** Start **

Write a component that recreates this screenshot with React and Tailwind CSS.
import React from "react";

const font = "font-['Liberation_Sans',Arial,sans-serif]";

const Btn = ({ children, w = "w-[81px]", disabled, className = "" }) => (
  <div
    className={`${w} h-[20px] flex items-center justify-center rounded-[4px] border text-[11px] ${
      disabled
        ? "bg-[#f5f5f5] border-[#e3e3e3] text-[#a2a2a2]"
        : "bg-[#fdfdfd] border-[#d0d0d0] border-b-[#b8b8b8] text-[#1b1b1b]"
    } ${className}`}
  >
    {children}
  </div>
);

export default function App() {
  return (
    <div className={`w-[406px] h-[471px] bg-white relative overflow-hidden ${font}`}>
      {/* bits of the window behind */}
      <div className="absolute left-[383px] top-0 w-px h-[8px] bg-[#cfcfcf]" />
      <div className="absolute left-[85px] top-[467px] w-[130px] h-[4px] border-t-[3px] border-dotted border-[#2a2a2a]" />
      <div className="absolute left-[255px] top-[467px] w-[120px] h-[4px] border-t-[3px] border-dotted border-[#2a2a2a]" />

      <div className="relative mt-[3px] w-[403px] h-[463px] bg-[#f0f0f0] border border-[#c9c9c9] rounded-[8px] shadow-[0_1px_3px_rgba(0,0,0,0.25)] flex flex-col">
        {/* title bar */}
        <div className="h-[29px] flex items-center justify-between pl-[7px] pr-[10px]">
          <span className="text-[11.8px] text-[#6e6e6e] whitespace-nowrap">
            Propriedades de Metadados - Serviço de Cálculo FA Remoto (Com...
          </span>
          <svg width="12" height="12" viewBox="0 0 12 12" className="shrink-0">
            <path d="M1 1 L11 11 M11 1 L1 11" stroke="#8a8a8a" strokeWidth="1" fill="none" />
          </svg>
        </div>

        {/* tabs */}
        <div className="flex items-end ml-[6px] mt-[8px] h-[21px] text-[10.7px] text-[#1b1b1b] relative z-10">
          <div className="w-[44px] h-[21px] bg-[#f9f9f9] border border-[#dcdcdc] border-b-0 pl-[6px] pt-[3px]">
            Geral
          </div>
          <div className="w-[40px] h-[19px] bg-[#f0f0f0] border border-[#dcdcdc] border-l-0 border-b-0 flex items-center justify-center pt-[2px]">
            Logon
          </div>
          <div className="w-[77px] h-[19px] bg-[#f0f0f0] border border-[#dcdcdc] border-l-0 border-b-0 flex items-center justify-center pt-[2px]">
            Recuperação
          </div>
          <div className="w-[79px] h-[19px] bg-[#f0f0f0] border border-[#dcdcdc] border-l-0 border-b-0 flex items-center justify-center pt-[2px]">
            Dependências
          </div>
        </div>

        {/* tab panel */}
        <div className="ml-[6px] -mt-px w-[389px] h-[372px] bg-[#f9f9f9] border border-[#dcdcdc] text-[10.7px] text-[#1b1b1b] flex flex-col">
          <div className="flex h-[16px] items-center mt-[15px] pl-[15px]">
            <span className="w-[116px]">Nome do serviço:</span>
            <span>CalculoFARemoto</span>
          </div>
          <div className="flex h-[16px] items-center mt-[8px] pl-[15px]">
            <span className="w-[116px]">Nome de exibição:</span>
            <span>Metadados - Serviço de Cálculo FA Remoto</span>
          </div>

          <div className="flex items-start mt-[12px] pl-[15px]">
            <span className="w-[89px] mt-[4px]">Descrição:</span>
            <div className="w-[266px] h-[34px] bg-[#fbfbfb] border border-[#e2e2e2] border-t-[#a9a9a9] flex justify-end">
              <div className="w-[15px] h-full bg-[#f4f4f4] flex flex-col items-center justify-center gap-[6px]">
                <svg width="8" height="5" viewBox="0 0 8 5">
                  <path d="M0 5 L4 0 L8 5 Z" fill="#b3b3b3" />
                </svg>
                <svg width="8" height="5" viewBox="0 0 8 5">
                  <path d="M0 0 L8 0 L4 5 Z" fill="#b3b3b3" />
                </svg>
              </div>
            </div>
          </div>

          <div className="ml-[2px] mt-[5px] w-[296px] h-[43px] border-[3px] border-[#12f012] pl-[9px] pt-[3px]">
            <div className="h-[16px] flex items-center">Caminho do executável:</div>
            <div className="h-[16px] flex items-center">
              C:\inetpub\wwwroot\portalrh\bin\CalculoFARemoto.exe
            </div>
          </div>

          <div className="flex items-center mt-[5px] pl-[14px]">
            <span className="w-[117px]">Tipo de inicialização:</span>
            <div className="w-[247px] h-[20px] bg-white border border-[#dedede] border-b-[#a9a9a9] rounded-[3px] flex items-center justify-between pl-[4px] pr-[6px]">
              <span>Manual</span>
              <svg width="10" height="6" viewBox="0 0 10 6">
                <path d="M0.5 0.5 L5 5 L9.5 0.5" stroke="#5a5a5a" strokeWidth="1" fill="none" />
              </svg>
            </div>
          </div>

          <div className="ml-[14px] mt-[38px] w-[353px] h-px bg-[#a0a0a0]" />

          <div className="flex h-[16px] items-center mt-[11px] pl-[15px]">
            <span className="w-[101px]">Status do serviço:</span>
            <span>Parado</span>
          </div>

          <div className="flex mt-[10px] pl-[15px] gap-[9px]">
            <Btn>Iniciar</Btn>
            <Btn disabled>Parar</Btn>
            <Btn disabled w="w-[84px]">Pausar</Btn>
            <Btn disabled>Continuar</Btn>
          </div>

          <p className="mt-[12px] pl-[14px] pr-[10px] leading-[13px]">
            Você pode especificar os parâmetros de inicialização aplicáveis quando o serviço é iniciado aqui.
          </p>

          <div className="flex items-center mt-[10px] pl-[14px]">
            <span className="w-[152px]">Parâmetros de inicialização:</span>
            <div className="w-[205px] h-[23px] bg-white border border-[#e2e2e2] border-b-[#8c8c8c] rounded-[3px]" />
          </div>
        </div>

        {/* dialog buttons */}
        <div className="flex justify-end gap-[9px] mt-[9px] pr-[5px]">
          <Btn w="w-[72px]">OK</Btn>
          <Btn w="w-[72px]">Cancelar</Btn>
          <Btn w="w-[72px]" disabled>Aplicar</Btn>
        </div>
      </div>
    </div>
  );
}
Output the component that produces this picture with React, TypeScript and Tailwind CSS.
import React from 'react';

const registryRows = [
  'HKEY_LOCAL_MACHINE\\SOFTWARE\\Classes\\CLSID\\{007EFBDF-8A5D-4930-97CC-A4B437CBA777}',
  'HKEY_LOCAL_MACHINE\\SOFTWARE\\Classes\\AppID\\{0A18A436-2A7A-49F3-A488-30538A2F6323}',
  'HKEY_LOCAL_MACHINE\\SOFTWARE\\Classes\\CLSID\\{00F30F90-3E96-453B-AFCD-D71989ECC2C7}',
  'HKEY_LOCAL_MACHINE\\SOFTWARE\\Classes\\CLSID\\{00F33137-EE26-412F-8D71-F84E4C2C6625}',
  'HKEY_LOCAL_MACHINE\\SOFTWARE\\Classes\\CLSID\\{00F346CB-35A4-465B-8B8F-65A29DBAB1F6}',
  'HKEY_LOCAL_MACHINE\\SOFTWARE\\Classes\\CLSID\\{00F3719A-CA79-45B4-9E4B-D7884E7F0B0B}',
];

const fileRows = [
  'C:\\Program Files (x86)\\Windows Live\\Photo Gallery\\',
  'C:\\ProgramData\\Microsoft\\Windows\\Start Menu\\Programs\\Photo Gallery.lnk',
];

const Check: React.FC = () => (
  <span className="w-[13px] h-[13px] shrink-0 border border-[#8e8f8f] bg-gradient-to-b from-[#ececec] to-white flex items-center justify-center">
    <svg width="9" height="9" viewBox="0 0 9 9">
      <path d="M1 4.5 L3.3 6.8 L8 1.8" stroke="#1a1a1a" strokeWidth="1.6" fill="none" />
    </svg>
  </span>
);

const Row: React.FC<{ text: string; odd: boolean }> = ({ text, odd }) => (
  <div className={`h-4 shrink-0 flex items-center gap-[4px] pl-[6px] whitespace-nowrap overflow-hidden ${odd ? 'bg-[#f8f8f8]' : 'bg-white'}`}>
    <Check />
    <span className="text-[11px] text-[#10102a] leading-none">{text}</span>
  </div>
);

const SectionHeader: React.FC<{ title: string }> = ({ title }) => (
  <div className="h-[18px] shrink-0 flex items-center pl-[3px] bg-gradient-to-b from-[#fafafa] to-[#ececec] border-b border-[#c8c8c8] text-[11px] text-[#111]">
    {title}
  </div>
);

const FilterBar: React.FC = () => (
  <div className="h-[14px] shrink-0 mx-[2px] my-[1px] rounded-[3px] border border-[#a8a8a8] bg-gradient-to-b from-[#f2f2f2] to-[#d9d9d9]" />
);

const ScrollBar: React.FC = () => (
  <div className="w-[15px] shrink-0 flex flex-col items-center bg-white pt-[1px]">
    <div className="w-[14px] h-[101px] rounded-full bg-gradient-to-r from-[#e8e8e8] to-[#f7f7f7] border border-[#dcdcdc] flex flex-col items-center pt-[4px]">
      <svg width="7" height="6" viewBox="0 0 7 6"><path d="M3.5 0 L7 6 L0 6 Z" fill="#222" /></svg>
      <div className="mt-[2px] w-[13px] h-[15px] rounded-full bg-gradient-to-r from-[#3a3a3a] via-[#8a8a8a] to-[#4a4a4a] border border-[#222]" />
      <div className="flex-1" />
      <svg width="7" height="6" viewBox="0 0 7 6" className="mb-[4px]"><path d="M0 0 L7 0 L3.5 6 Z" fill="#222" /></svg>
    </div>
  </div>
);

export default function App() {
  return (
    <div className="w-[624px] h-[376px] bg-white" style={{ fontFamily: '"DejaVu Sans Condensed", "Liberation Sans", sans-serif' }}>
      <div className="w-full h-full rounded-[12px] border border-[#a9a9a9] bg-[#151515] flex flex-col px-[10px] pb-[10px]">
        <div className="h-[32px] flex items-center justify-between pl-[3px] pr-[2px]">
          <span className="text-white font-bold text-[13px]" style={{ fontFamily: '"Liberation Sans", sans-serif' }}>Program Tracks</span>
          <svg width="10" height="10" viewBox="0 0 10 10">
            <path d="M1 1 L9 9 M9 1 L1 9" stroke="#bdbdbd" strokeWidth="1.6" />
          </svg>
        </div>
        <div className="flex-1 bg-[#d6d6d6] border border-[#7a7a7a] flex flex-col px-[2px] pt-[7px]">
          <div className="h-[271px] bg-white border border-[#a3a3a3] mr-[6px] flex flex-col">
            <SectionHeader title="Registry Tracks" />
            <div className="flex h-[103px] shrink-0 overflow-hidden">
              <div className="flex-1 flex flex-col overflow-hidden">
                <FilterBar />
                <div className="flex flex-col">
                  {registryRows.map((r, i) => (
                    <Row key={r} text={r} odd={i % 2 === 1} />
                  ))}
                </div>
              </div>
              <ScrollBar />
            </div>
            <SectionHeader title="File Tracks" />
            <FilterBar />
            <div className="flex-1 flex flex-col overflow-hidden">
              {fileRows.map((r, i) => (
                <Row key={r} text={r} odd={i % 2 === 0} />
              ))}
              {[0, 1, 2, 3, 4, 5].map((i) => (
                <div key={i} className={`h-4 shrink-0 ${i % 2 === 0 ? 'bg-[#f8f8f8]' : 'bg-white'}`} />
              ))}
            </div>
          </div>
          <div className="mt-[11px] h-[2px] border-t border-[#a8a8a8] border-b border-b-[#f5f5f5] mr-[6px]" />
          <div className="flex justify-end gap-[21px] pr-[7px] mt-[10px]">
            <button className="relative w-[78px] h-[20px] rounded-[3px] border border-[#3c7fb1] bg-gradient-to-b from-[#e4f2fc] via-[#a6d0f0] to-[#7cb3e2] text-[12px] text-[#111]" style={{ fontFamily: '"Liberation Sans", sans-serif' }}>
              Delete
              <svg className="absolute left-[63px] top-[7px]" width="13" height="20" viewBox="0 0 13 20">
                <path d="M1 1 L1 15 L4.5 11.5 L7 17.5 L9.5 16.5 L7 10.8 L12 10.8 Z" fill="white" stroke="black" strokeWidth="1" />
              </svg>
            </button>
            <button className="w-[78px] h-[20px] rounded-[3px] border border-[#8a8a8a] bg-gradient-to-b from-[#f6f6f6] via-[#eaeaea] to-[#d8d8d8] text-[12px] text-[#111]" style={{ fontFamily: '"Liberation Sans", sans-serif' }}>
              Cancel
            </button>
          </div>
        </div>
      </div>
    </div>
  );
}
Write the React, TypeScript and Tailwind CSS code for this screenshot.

** End **

The lines from the start of the entries above through the line containing "left-[255px] top-[467px] w-[120px]" are the ones to return, please; copy them exactly and include both ends.

◆ **Output for this exercise**:
Write a component that recreates this screenshot with React and Tailwind CSS.
import React from "react";

const font = "font-['Liberation_Sans',Arial,sans-serif]";

const Btn = ({ children, w = "w-[81px]", disabled, className = "" }) => (
  <div
    className={`${w} h-[20px] flex items-center justify-center rounded-[4px] border text-[11px] ${
      disabled
        ? "bg-[#f5f5f5] border-[#e3e3e3] text-[#a2a2a2]"
        : "bg-[#fdfdfd] border-[#d0d0d0] border-b-[#b8b8b8] text-[#1b1b1b]"
    } ${className}`}
  >
    {children}
  </div>
);

export default function App() {
  return (
    <div className={`w-[406px] h-[471px] bg-white relative overflow-hidden ${font}`}>
      {/* bits of the window behind */}
      <div className="absolute left-[383px] top-0 w-px h-[8px] bg-[#cfcfcf]" />
      <div className="absolute left-[85px] top-[467px] w-[130px] h-[4px] border-t-[3px] border-dotted border-[#2a2a2a]" />
      <div className="absolute left-[255px] top-[467px] w-[120px] h-[4px] border-t-[3px] border-dotted border-[#2a2a2a]" />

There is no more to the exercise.